AI agents write code like enthusiastic mid-level engineers. Competent, often impressive, occasionally brilliant — but not always as good as it could be, and reliably faster than any human can keep up with. A single agent can produce in an afternoon what would take a developer a week. The code review backlog builds up fast, and senior engineer time and mental capacity are both finite. Something has to give.
The problem is straightforward: AI agents produce code far faster than people can review it, and the code still needs reviewing.
The solution is equally straightforward: if AI agents can write code, they can review it too.
The more interesting insight is that a single generalist reviewer — human or AI — tends to miss things. When you're simultaneously holding security concerns, performance characteristics, and architectural consistency in your head, each one gets less attention than it deserves. The answer is to run parallel, targeted reviews, each focused on a specific problem space. That's exactly how our review process works. As of writing, each pull request gets reviewed by four separate agents running in parallel:
- General code review — correctness, clarity, obvious bugs
- Security review — thinking like a penetration tester, looking for vulnerabilities
- Performance review — potential bottlenecks, inefficient queries, resource waste
- Architecture review — structural problems, coupling, drift from established patterns
It's relatively easy to add more specialisations, but there is a real cost to running agents at scale, so each new reviewer needs to earn its place — the signal has to be worth the noise and the bill.

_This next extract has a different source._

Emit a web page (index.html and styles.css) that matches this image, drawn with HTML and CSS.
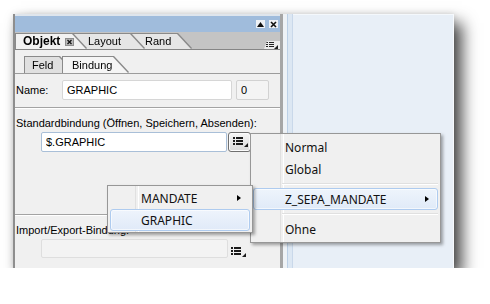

One strong preference worth highlighting: run the reviews on a different model to the one that wrote the code. A model reviewing its own output is too familiar with its own reasoning and too likely to ratify its own choices. A different model brings genuine fresh eyes. Currently the reviews run on slower, lower-cost models as GitHub Actions, which keeps costs manageable without sacrificing too much quality.
This is still an evolving process. But the direction of travel is clear: the world is about to have far more code running in production than it ever has before, written faster and by fewer people than ever before. The answer to that is not less rigorous review — it is more systematic, scalable review. That means AI reviewing AI, doing it in parallel, and doing it thoroughly.